Not mine to keep, but mine to share

Jul 08, 2011 01:57

After spending a long time (why, even weeks!) not thinking about evangelical Christian fundamentalism in particularly concrete terms, I made a mistake. I went looking for sex on the Internet.

No, this doesn't end up at fundie porn, although it might as well. Let's just say that when you search for certain tems that involve the string "submi*", you get not only the sites I was looking for and a whole lot of heteronormative quasimisogynist crap, you also get Quiverfull and other sites on how to be a good fundie Christian daughter, wife, and mother. Not what I needed at the moment.

However, through a couple of links, I ended up at No Longer Quivering, a site for QF walkaways. Some of these stories are horrific, and make me glad that my mother's fundamentalism is mild and mainstream by comparison. Some are - well, not uplifting, exactly, but they make one sigh in relief that there are people out there, Christian and otherwise, who are willing to give the women (and usually theri children!) who do walk away a helping hand and emotional support. In both cases, a recurring theme is how difficult it is to walk away.
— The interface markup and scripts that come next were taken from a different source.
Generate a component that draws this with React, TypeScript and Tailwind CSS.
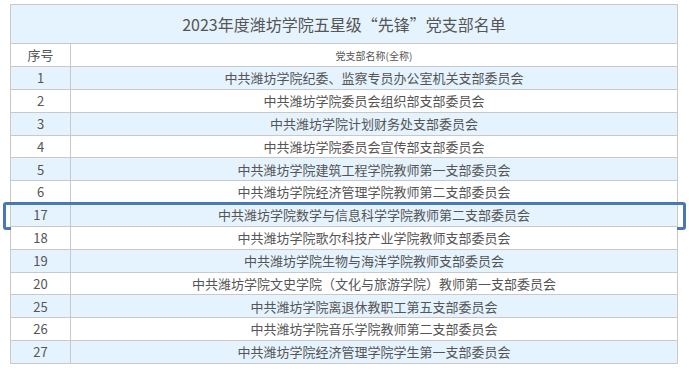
const rows: [string, string][] = [
  ['1', '中共潍坊学院纪委、监察专员办公室机关支部委员会'],
  ['2', '中共潍坊学院委员会组织部支部委员会'],
  ['3', '中共潍坊学院计划财务处支部委员会'],
  ['4', '中共潍坊学院委员会宣传部支部委员会'],
  ['5', '中共潍坊学院建筑工程学院教师第一支部委员会'],
  ['6', '中共潍坊学院经济管理学院教师第二支部委员会'],
  ['17', '中共潍坊学院数学与信息科学学院教师第二支部委员会'],
  ['18', '中共潍坊学院歌尔科技产业学院教师支部委员会'],
  ['19', '中共潍坊学院生物与海洋学院教师支部委员会'],
  ['20', '中共潍坊学院文史学院（文化与旅游学院）教师第一支部委员会'],
  ['25', '中共潍坊学院离退休教职工第五支部委员会'],
  ['26', '中共潍坊学院音乐学院教师第二支部委员会'],
  ['27', '中共潍坊学院经济管理学院学生第一支部委员会'],
];

export default function App() {
  return (
    <div
      className="w-[689px] h-[369px] bg-white pl-[10px] pt-[4px] text-[#555]"
      style={{ fontFamily: '"Noto Sans CJK SC", "Noto Sans", sans-serif' }}
    >
      <div className="w-[668px] border border-[#c9c9c9] border-b-0">
        {/* Title */}
        <div className="h-[39px] flex items-center justify-center bg-[#e5f3fe] border-b border-[#c9c9c9] text-[16px]">
          2023年度潍坊学院五星级“先锋”党支部名单
        </div>

        {/* Header */}
        <div className="h-[23px] flex bg-white border-b border-[#c9c9c9]">
          <div className="w-[60px] shrink-0 flex items-center justify-center border-r border-[#c9c9c9] text-[13px]">
            序号
          </div>
          <div className="flex-1 flex items-center justify-center text-[10px]">
            党支部名称(全称)
          </div>
        </div>

        {rows.map(([no, name], i) => (
          <div
            key={no}
            className={`relative h-[22.85px] flex border-b border-[#c9c9c9] text-[13px] ${
              i % 2 === 0 ? 'bg-[#e5f3fe]' : 'bg-white'
            }`}
          >
            <div className="w-[60px] shrink-0 flex items-center justify-center border-r border-[#c9c9c9]">
              {no}
            </div>
            <div className="flex-1 flex items-center justify-center whitespace-nowrap">{name}</div>
            {no === '17' && (
              <span className="absolute -left-[8px] -right-[9px] -top-[2px] -bottom-[4px] border-[3px] border-[#4a78b4] rounded-[3px] pointer-events-none" />
            )}
          </div>
        ))}
      </div>
    </div>
  );
}
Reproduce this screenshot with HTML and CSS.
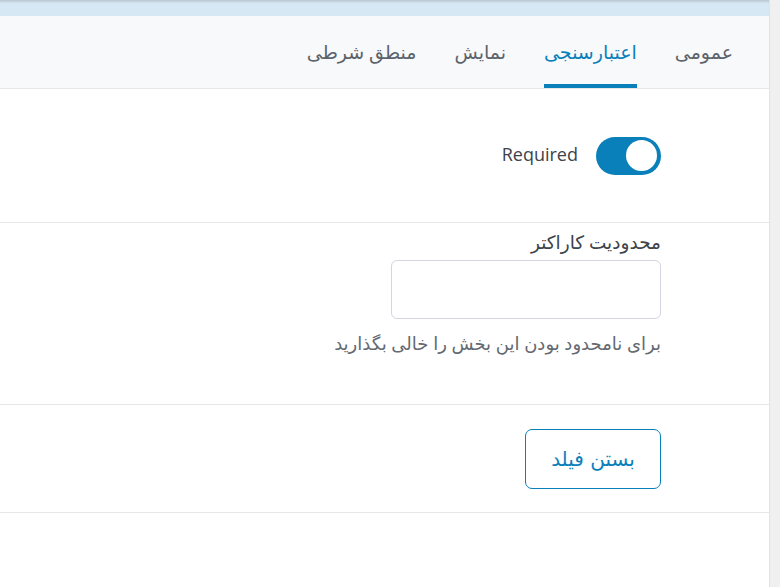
FILE: index.html
```html
<!DOCTYPE html>
<html lang="fa" dir="rtl">
<head>
<meta charset="utf-8">
<link rel="stylesheet" href="styles.css">
</head>
<body>
<div class="page">
  <aside class="strip"></aside>
  <main class="panel">
    <div class="topband"></div>
    <nav class="tabs">
      <span class="tab">عمومی</span>
      <span class="tab active">اعتبارسنجی</span>
      <span class="tab">نمایش</span>
      <span class="tab">منطق شرطی</span>
    </nav>
    <section class="sec sec-toggle">
      <div class="toggle-row">
        <span class="switch"><span class="knob"></span></span>
        <span class="switch-label" dir="ltr">Required</span>
      </div>
    </section>
    <section class="sec sec-field">
      <label class="field-label">محدودیت کاراکتر</label>
      <input class="field-input" type="text">
      <p class="help">برای نامحدود بودن این بخش را خالی بگذارید</p>
    </section>
    <section class="sec sec-btn">
      <button class="btn-outline">بستن فیلد</button>
    </section>
  </main>
</div>
</body>
</html>
```

FILE: styles.css
```css
* { box-sizing: border-box; }
html, body { margin: 0; padding: 0; }
body {
  font-family: "Open Sans", "DejaVu Sans", sans-serif;
  background: #fff;
  color: #32373c;
}
.page {
  display: flex;
  flex-direction: row;
  height: 587px;
  width: 780px;
  overflow: hidden;
}
.strip {
  width: 11px;
  flex: none;
  background: #f0f0f1;
  box-shadow: inset 1px 0 1px rgba(0,0,0,0.06);
}
.panel {
  flex: 1;
  display: flex;
  flex-direction: column;
  background: #fff;
}
.topband {
  height: 16px;
  flex: none;
  background: #d6e8f3;
  box-shadow: inset 0 3px 2px -1px rgba(0,0,0,0.12);
}
.tabs {
  height: 73px;
  flex: none;
  display: flex;
  gap: 38px;
  padding-right: 36px;
  background: #f8f9fb;
  border-bottom: 1px solid #e6e7ea;
}
.tab {
  height: 72px;
  display: flex;
  align-items: center;
  font-size: 19px;
  color: #5c636b;
}
.tab.active {
  color: #0a80bb;
  box-shadow: inset 0 -4px 0 #0a80bb;
}
.sec {
  border-bottom: 1px solid #e6e7ea;
  padding-right: 108px;
}
.sec-toggle {
  height: 134px;
  display: flex;
  align-items: center;
}
.toggle-row {
  display: flex;
  align-items: center;
  gap: 18px;
}
.switch {
  width: 65px;
  height: 38px;
  border-radius: 19px;
  background: #0a80bb;
  display: flex;
  align-items: center;
  padding: 0 4px;
  direction: ltr;
  justify-content: flex-end;
}
.knob {
  width: 31px;
  height: 31px;
  border-radius: 50%;
  background: #fff;
}
.switch-label {
  font-size: 18px;
  color: #3c434a;
  margin-top: -3px;
}
.sec-field {
  height: 182px;
  display: flex;
  flex-direction: column;
  align-items: flex-start;
  padding-top: 5px;
}
.field-label {
  font-size: 18.5px;
  line-height: 27px;
  font-weight: normal;
  color: #3c434a;
}
.field-input {
  margin-top: 5px;
  width: 270px;
  height: 59px;
  border: 1px solid #d6d4e0;
  border-radius: 6px;
  background: #fff;
  outline: none;
  font: inherit;
}
.help {
  margin: 11px 0 0;
  font-size: 18px;
  line-height: 26px;
  color: #646970;
}
.sec-btn {
  height: 108px;
  display: flex;
  align-items: center;
}
.btn-outline {
  width: 136px;
  height: 60px;
  border: 1px solid #0a80bb;
  border-radius: 7px;
  background: #fff;
  color: #0a80bb;
  font-family: "DejaVu Sans", sans-serif;
  font-size: 20px;
  padding: 0;
}
```
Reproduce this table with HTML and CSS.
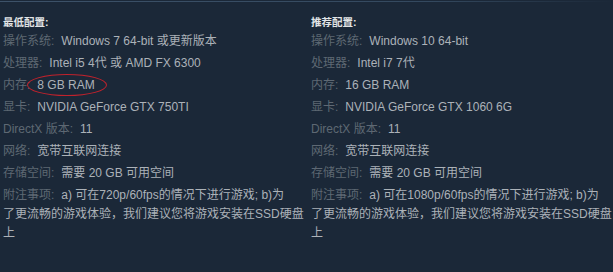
FILE: index.html
```html
<!DOCTYPE html>
<html lang="zh-CN">
<head>
<meta charset="utf-8">
<link rel="stylesheet" href="styles.css">
</head>
<body>
<div class="sysreq">
  <div class="col">
    <div class="head">最低配置:</div>
    <ul class="list">
      <li><span class="lbl">操作系统:</span><span class="val">Windows 7 64-bit 或更新版本</span></li>
      <li><span class="lbl">处理器:</span><span class="val">Intel i5 4代 或 AMD FX 6300</span></li>
      <li><span class="lbl">内存:</span><span class="val circled">8 GB RAM</span></li>
      <li><span class="lbl">显卡:</span><span class="val">NVIDIA GeForce GTX 750TI</span></li>
      <li><span class="lbl">DirectX 版本:</span><span class="val">11</span></li>
      <li><span class="lbl">网络:</span><span class="val">宽带互联网连接</span></li>
      <li><span class="lbl">存储空间:</span><span class="val">需要 20 GB 可用空间</span></li>
      <li><span class="lbl">附注事项:</span><span class="val">a) 可在720p/60fps的情况下进行游戏; b)为<br>了更流畅的游戏体验，我们建议您将游戏安装在SSD硬盘上</span></li>
    </ul>
  </div>
  <div class="col">
    <div class="head">推荐配置:</div>
    <ul class="list">
      <li><span class="lbl">操作系统:</span><span class="val">Windows 10 64-bit</span></li>
      <li><span class="lbl">处理器:</span><span class="val">Intel i7 7代</span></li>
      <li><span class="lbl">内存:</span><span class="val">16 GB RAM</span></li>
      <li><span class="lbl">显卡:</span><span class="val">NVIDIA GeForce GTX 1060 6G</span></li>
      <li><span class="lbl">DirectX 版本:</span><span class="val">11</span></li>
      <li><span class="lbl">网络:</span><span class="val">宽带互联网连接</span></li>
      <li><span class="lbl">存储空间:</span><span class="val">需要 20 GB 可用空间</span></li>
      <li><span class="lbl">附注事项:</span><span class="val">a) 可在1080p/60fps的情况下进行游戏; b)为<br>了更流畅的游戏体验，我们建议您将游戏安装在SSD硬盘上</span></li>
    </ul>
  </div>
</div>
</body>
</html>
```

FILE: styles.css
```css
html, body {
  margin: 0;
  padding: 0;
  background: #1b2838;
}
body {
  font-family: "Liberation Sans", Arial, "Noto Sans CJK SC", sans-serif;
  font-size: 12px;
  width: 613px;
  height: 272px;
  overflow: hidden;
}
.sysreq {
  margin-top: 1px;
  border-top: 1px solid transparent;
  border-image: linear-gradient(to right, #3d5269 0%, #34495f 70%, #1b2838 100%) 1;
  display: flex;
  gap: 6px;
  padding: 0 3px;
}
.col {
  width: 302px;
  flex: none;
  padding-top: 13px;
}
.head {
  font-size: 10.5px;
  font-weight: bold;
  line-height: 14px;
  color: #e1e4e6;
  margin-bottom: 3px;
}
.list {
  list-style: none;
  margin: 0;
  padding: 0;
}
.list li {
  line-height: 19px;
  margin-bottom: 3px;
  color: #acb2b8;
}
.lbl {
  color: #5e6873;
  margin-right: 7px;
}
.val {
  color: #acb2b8;
}
.circled {
  position: relative;
}
.circled::after {
  content: "";
  position: absolute;
  left: -10px;
  right: -12px;
  top: -4px;
  bottom: -4px;
  border: 1.2px solid #c0222c;
  border-radius: 50%;
}
```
So this quote from a blogger named Sierra struck me rather hard -

Stories about valor and courage never tell you that the hero feels like the villain most of the time. There is no doublespeak in heroic tales. Heroes don’t feel like if they’d sit down, shut up, cover up, hide, give birth, nod, smile, listen, clean, serve, serve, serve, obey, worship, then none of this would have happened. Valorous persons never feel like they’re the ingrateful, hard-hearted, demon-possessed, selfish, bitter, angry, defensive ones, right?

Don’t they? What dishonest stories.

Someone else who knows what it means to be evil.